Saudi Arabia Plays the China Card
The Chinese-brokered deal between Saudi Arabia and Iran is a prime example of Gulf strategic diversification and hedging. Gulf countries have moved away from a singular reliance on their relationship with the United States and forged strong relations with China, reminding the United States they have alternatives for partners, and, for example, leverage to compel more attractive U.S. concessions on access to technology and weapons. And the war in Ukraine has temporarily divided the world map again: China is firmly backing Russia, and Gulf states are trying to stay neutral and outside the grip of a U.S.-centric view of the conflict, which is accentuating some of the strategic hedging clear in the Gulf. Nonetheless, much of this Gulf relationship with China is economic in nature – China is the largest customer for the region’s oil. It’s a bit difficult to see, in a relatively modest diplomatic deal, the outlines of a China preeminent in the Gulf. For now, China’s relations with its Gulf partners remain too focused and overdeveloped in limited lines of activity, primarily economic ties and trade.
The United States – Still the Gulf’s Essential Strategic Partner
Many observers have suggested this diplomatic coup demonstrates a loss of U.S. influence. However, the United States was not positioned at all to broker a deal between Iran and Saudi Arabia. Washington’s relations with Tehran are too limited and hostile to permit such outreach. This is not a decline in or loss of U.S. influence. It is a deliberate forswearing of such influence, at the outset, a reflection of policy choices on Iran the United States has made.
Moreover, the United States remains, despite perhaps some slippage at the margins, the strategic partner of choice (and necessity) for all Gulf Arab states; the source, for example, of the most highly prized technology and investment; and the most sought-after location for higher education and professionalization. A developed architecture of U.S. military positions is spread across the Gulf, with robust forces, a sophisticated, dominant maritime presence, and pivotal train and equip programs.

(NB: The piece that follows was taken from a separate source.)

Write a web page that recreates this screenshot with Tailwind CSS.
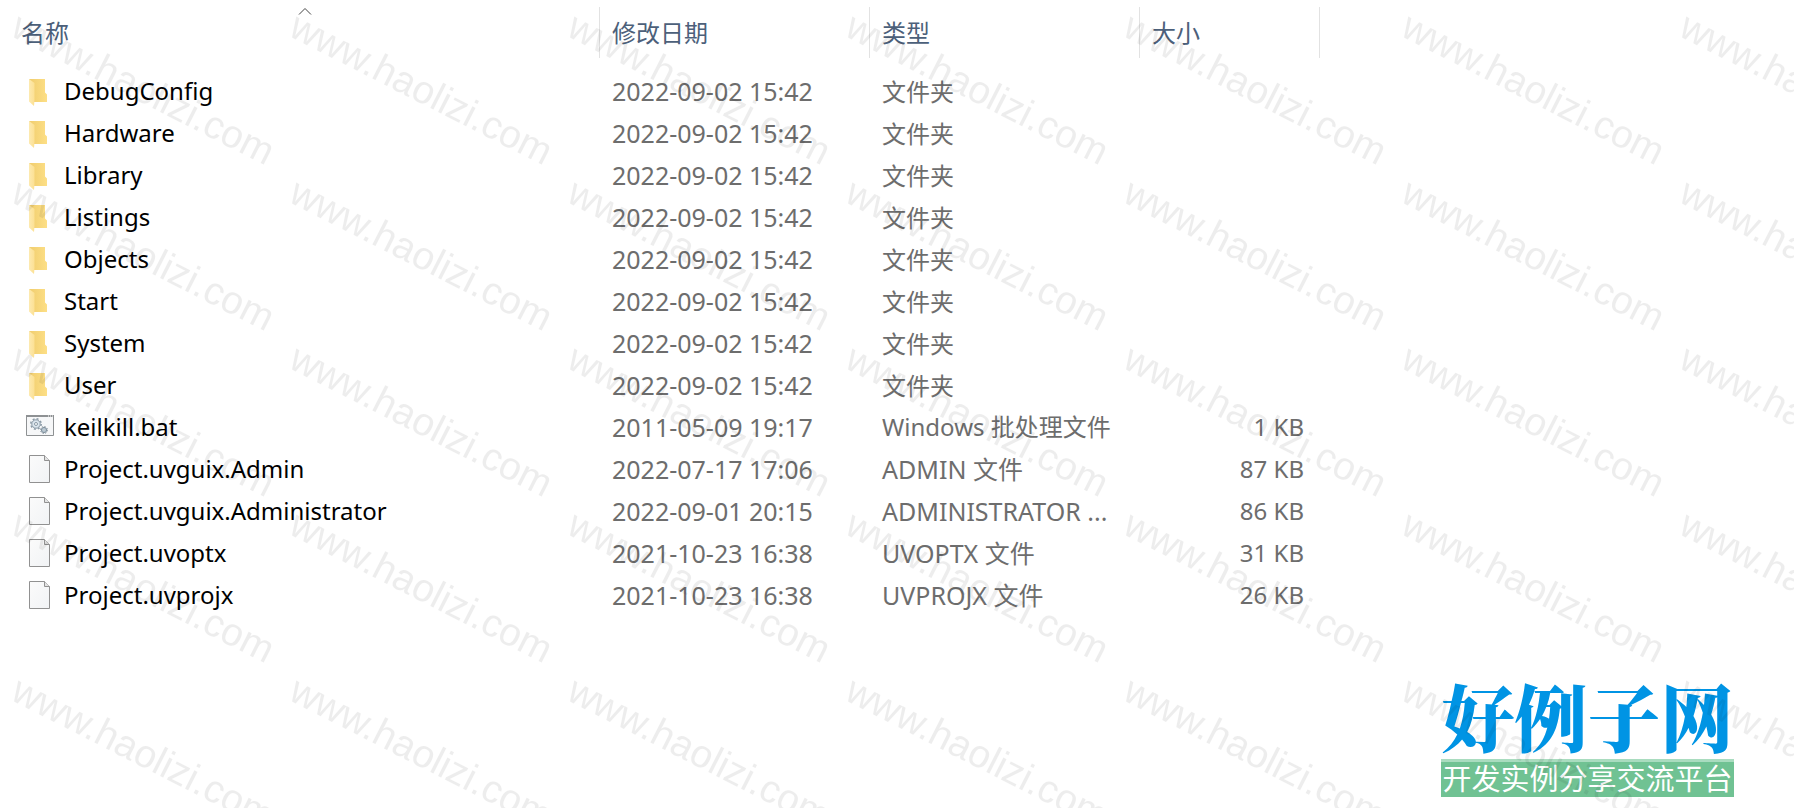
<!DOCTYPE html>
<html lang="zh-CN">

<head>
    <meta charset="UTF-8">
    <meta name="viewport" content="width=device-width, initial-scale=1">
    <title>Project</title>
    <script src="https://cdn.jsdelivr.net/npm/@tailwindcss/browser@4"></script>
</head>

<body class="bg-white font-['Noto_Sans','Noto_Sans_CJK_SC',sans-serif]">
    <!-- Icons -->
    <svg class="absolute size-0">
        <defs>
            <linearGradient id="folderBack" x1="0" x2="1">
                <stop offset="0" stop-color="#f0cd6e" />
                <stop offset="1" stop-color="#fddf86" />
            </linearGradient>
            <linearGradient id="folderFront" x1="0" x2="1">
                <stop offset="0" stop-color="#fdeab0" />
                <stop offset="1" stop-color="#fce093" />
            </linearGradient>
            <linearGradient id="paper" x1="0" y1="0" x2="1" y2="1">
                <stop offset="0" stop-color="#fbfbfb" />
                <stop offset="1" stop-color="#f1f3f5" />
            </linearGradient>
        </defs>
        <symbol id="folder" viewBox="0 0 28 30">
            <path d="M3 2H19V15.500L21 17.500V25H8V14Z" fill="url(#folderBack)" />
            <path d="M3 2L8.500 6V23L8 29L3 24.500Z" fill="url(#folderFront)" />
        </symbol>
        <symbol id="file" viewBox="0 0 28 30">
            <path d="M3.500 .5H18.500L23.500 5.500V27.500H3.500Z" fill="url(#paper)" stroke="#919191" />
            <path d="M18.500 .5V5.500H23.500" fill="#e3e3e3" stroke="#919191" />
        </symbol>
        <symbol id="bat" viewBox="0 0 28 30">
            <path d="M.5 2.500H27.500V22.500H.5Z" fill="#f6f7f8" stroke="#8e9193" />
            <path d="M0 3H28" stroke="#8e9193" stroke-width="2" />
            <path d="M22 3H23M24 3H25M26 3H27" stroke="#fff" />
            <circle cx="10" cy="11" r="4.200" fill="#dbe6ee" stroke="#8b9aa6" />
            <circle cx="10" cy="11" r="5.200" fill="none" stroke="#8b9aa6" stroke-width="1.500" stroke-dasharray="2 2.080" />
            <circle cx="10" cy="11" r="1.500" fill="#fff" stroke="#8b9aa6" />
            <circle cx="18" cy="17" r="2.600" fill="#b9cbd8" stroke="#82909b" />
            <circle cx="18" cy="17" r="3.500" fill="none" stroke="#82909b" stroke-dasharray="1.400 1.350" />
            <circle cx="18" cy="17" r="1" fill="#fff" stroke="#82909b" stroke-width=".5" />
        </symbol>
    </svg>

    <main class="relative min-h-screen overflow-hidden pt-[7px] pl-[9px]">
        <table class="w-full table-fixed text-left text-[25px] leading-10 text-[#6d6d6d] whitespace-nowrap">
            <colgroup>
                <col class="w-[591px]">
                <col class="w-[270px]">
                <col class="w-[270px]">
                <col class="w-[180px]">
                <col>
            </colgroup>
            <thead class="text-2xl text-[#4c607a]">
                <tr class="h-16 align-top">
                    <th class="relative p-0 font-normal">
                        <svg class="absolute top-0 left-1/2 -ml-[7px] h-2 w-3.5" viewBox="0 0 14 8" fill="none" stroke="#444">
                            <path d="M1 7.500L7 1.500L13 7.500" />
                        </svg>
                        <div class="flex h-[51px] items-center border-r border-[#e2e2e2] pl-3">名称</div>
                    </th>
                    <th class="p-0 font-normal"><div class="flex h-[51px] items-center border-r border-[#e2e2e2] pl-3">修改日期</div></th>
                    <th class="p-0 font-normal"><div class="flex h-[51px] items-center border-r border-[#e2e2e2] pl-3">类型</div></th>
                    <th class="p-0 font-normal"><div class="flex h-[51px] items-center border-r border-[#e2e2e2] pl-3">大小</div></th>
                    <td></td>
                </tr>
            </thead>
            <tbody>
                <tr class="h-[42px]">
                    <td class="p-0"><div class="flex items-center gap-2.5 pl-[17px] text-2xl/10 text-black"><svg class="h-[30px] w-7"><use href="#folder" /></svg><span class="pb-0.5">DebugConfig</span></div></td>
                    <td class="p-0 pb-0.5 pl-3">2022-09-02 15:42</td>
                    <td class="p-0 pl-3 text-2xl/10">文件夹</td>
                    <td class="p-0 pr-4 pb-0.5 text-right text-2xl/10"></td>
                </tr>
                <tr class="h-[42px]">
                    <td class="p-0"><div class="flex items-center gap-2.5 pl-[17px] text-2xl/10 text-black"><svg class="h-[30px] w-7"><use href="#folder" /></svg><span class="pb-0.5">Hardware</span></div></td>
                    <td class="p-0 pb-0.5 pl-3">2022-09-02 15:42</td>
                    <td class="p-0 pl-3 text-2xl/10">文件夹</td>
                    <td class="p-0 pr-4 pb-0.5 text-right text-2xl/10"></td>
                </tr>
                <tr class="h-[42px]">
                    <td class="p-0"><div class="flex items-center gap-2.5 pl-[17px] text-2xl/10 text-black"><svg class="h-[30px] w-7"><use href="#folder" /></svg><span class="pb-0.5">Library</span></div></td>
                    <td class="p-0 pb-0.5 pl-3">2022-09-02 15:42</td>
                    <td class="p-0 pl-3 text-2xl/10">文件夹</td>
                    <td class="p-0 pr-4 pb-0.5 text-right text-2xl/10"></td>
                </tr>
                <tr class="h-[42px]">
                    <td class="p-0"><div class="flex items-center gap-2.5 pl-[17px] text-2xl/10 text-black"><svg class="h-[30px] w-7"><use href="#folder" /></svg><span class="pb-0.5">Listings</span></div></td>
                    <td class="p-0 pb-0.5 pl-3">2022-09-02 15:42</td>
                    <td class="p-0 pl-3 text-2xl/10">文件夹</td>
                    <td class="p-0 pr-4 pb-0.5 text-right text-2xl/10"></td>
                </tr>
                <tr class="h-[42px]">
                    <td class="p-0"><div class="flex items-center gap-2.5 pl-[17px] text-2xl/10 text-black"><svg class="h-[30px] w-7"><use href="#folder" /></svg><span class="pb-0.5">Objects</span></div></td>
                    <td class="p-0 pb-0.5 pl-3">2022-09-02 15:42</td>
                    <td class="p-0 pl-3 text-2xl/10">文件夹</td>
                    <td class="p-0 pr-4 pb-0.5 text-right text-2xl/10"></td>
                </tr>
                <tr class="h-[42px]">
                    <td class="p-0"><div class="flex items-center gap-2.5 pl-[17px] text-2xl/10 text-black"><svg class="h-[30px] w-7"><use href="#folder" /></svg><span class="pb-0.5">Start</span></div></td>
                    <td class="p-0 pb-0.5 pl-3">2022-09-02 15:42</td>
                    <td class="p-0 pl-3 text-2xl/10">文件夹</td>
                    <td class="p-0 pr-4 pb-0.5 text-right text-2xl/10"></td>
                </tr>
                <tr class="h-[42px]">
                    <td class="p-0"><div class="flex items-center gap-2.5 pl-[17px] text-2xl/10 text-black"><svg class="h-[30px] w-7"><use href="#folder" /></svg><span class="pb-0.5">System</span></div></td>
                    <td class="p-0 pb-0.5 pl-3">2022-09-02 15:42</td>
                    <td class="p-0 pl-3 text-2xl/10">文件夹</td>
                    <td class="p-0 pr-4 pb-0.5 text-right text-2xl/10"></td>
                </tr>
                <tr class="h-[42px]">
                    <td class="p-0"><div class="flex items-center gap-2.5 pl-[17px] text-2xl/10 text-black"><svg class="h-[30px] w-7"><use href="#folder" /></svg><span class="pb-0.5">User</span></div></td>
                    <td class="p-0 pb-0.5 pl-3">2022-09-02 15:42</td>
                    <td class="p-0 pl-3 text-2xl/10">文件夹</td>
                    <td class="p-0 pr-4 pb-0.5 text-right text-2xl/10"></td>
                </tr>
                <tr class="h-[42px]">
                    <td class="p-0"><div class="flex items-center gap-2.5 pl-[17px] text-2xl/10 text-black"><svg class="h-[30px] w-7"><use href="#bat" /></svg><span class="pb-0.5">keilkill.bat</span></div></td>
                    <td class="p-0 pb-0.5 pl-3">2011-05-09 19:17</td>
                    <td class="p-0 pb-0.5 pl-3 text-2xl/10">Windows 批处理文件</td>
                    <td class="p-0 pr-4 pb-0.5 text-right text-2xl/10">1 KB</td>
                </tr>
                <tr class="h-[42px]">
                    <td class="p-0"><div class="flex items-center gap-2.5 pl-[17px] text-2xl/10 text-black"><svg class="h-[30px] w-7"><use href="#file" /></svg><span class="pb-0.5">Project.uvguix.Admin</span></div></td>
                    <td class="p-0 pb-0.5 pl-3">2022-07-17 17:06</td>
                    <td class="p-0 pb-0.5 pl-3">ADMIN 文件</td>
                    <td class="p-0 pr-4 pb-0.5 text-right text-2xl/10">87 KB</td>
                </tr>
                <tr class="h-[42px]">
                    <td class="p-0"><div class="flex items-center gap-2.5 pl-[17px] text-2xl/10 text-black"><svg class="h-[30px] w-7"><use href="#file" /></svg><span class="pb-0.5">Project.uvguix.Administrator</span></div></td>
                    <td class="p-0 pb-0.5 pl-3">2022-09-01 20:15</td>
                    <td class="p-0 pb-0.5 pl-3">ADMINISTRATOR ...</td>
                    <td class="p-0 pr-4 pb-0.5 text-right text-2xl/10">86 KB</td>
                </tr>
                <tr class="h-[42px]">
                    <td class="p-0"><div class="flex items-center gap-2.5 pl-[17px] text-2xl/10 text-black"><svg class="h-[30px] w-7"><use href="#file" /></svg><span class="pb-0.5">Project.uvoptx</span></div></td>
                    <td class="p-0 pb-0.5 pl-3">2021-10-23 16:38</td>
                    <td class="p-0 pb-0.5 pl-3">UVOPTX 文件</td>
                    <td class="p-0 pr-4 pb-0.5 text-right text-2xl/10">31 KB</td>
                </tr>
                <tr class="h-[42px]">
                    <td class="p-0"><div class="flex items-center gap-2.5 pl-[17px] text-2xl/10 text-black"><svg class="h-[30px] w-7"><use href="#file" /></svg><span class="pb-0.5">Project.uvprojx</span></div></td>
                    <td class="p-0 pb-0.5 pl-3">2021-10-23 16:38</td>
                    <td class="p-0 pb-0.5 pl-3">UVPROJX 文件</td>
                    <td class="p-0 pr-4 pb-0.5 text-right text-2xl/10">26 KB</td>
                </tr>
            </tbody>
        </table>

        <!-- Site logo -->
        <div class="absolute right-[60px] bottom-[11px] w-[293px] text-center whitespace-nowrap font-['Noto_Sans_CJK_SC',sans-serif]">
            <div class="font-['Noto_Serif_CJK_SC','Noto_Sans_CJK_SC',serif] text-[73px] leading-[88px] font-black text-[#0094e4]">好例子网</div>
            <div class="border-t-3 border-[#a9dcbf] bg-[#70c293] pb-1 text-[29px] leading-[31px] text-white">开发实例分享交流平台</div>
        </div>

        <!-- Watermark -->
        <svg class="pointer-events-none absolute inset-0 size-full">
            <defs>
                <pattern id="watermark" width="278" height="166" patternUnits="userSpaceOnUse">
                    <text class="fill-black/7 font-['Liberation_Sans',sans-serif] text-[39px]" transform="translate(9 35) rotate(27)">www.haolizi.com</text>
                </pattern>
            </defs>
            <rect width="100%" height="100%" fill="url(#watermark)" />
        </svg>
    </main>
</body>

</html>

China’s relations with the Gulf are important and growing. And China may be able to build on its diplomatic breakthrough with summit diplomacy and Gulf Cooperation Council outreach. But for now, its relatively slight diplomatic coup with Tehran and Riyadh is significant in a small-bore way. It’s business pretty much as usual, but with a flourish of Chinese diplomatic activity that may well look less significant as time goes on.